The 6’1″, 303-pound Pennsylvania native ran a 5.23 40-time and benched 28 reps in Indianapolis. He’s not fast, but he’s aggressive. He’s not the strongest, but he’s a hard-hitting wrap-up tackler. Hill amassed 64 tackles, 4.5 sacks, one forced fumble, one pass deflection and even one pick during his final year with the Nittany Lions. Hill has the football IQ and the character to adapt in the NFL. He also plays with a mean streak and could really be a change of pace on the inside of a 4-3 defense. This year’s deep crop of defensive tackles has Hill lost in the shuffle. His potential outweighs his forecast as a Day 3 option.
Jeff Baca, G, UCLA
Mobile offensive linemen don’t grow on trees. But for some reason, UCLA’s Jeff Baca has been a forgotten man in draft discussion.

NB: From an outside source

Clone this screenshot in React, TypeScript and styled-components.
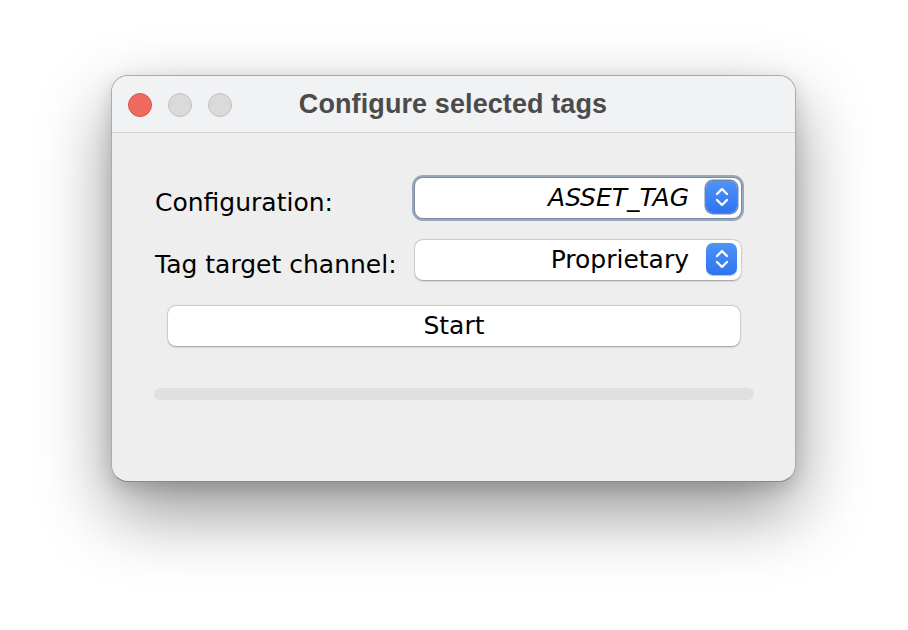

The Bruin has excellent lateral agility considering he is 6’4” and 302 pounds. At the combine, the redshirt senior clocked a 7.26 time in the 3-cone drill and a 4.44 in the 20-yard shuttle — both first-place finishes among O-linemen. In addition, Baca had the fourth fastest 10-yard split of 1.68, which is arguably the most important measurement for a blocker.
Not many statistics are available to measure a lineman’s success. But longevity is usually a strong indicator. Baca registered eight starts at left tackle in 2008. In 2009, he moved to left guard and started all 13 games. Baca got a little over his head academically and was ineligible for the 2010 season. Baca managed to come back in 2011 and protect the blind side, starting 11 contests before eventually kicking inside to guard. During his final year of college football, Baca earned starts in 12 games, splitting time between the edge and the inside. Due to his average size, Baca’s NFL career will likely be at guard. But that’s not a bad thing. A very adept puller, Baca gets out of his stance and cuts diagonally up field with his eyes on his target. He also does a great job of extending his arms and pushing defenders into the next level. Widely projected as a sixth- to seventh-round draft choice, Baca’s skill set will pay off for some team.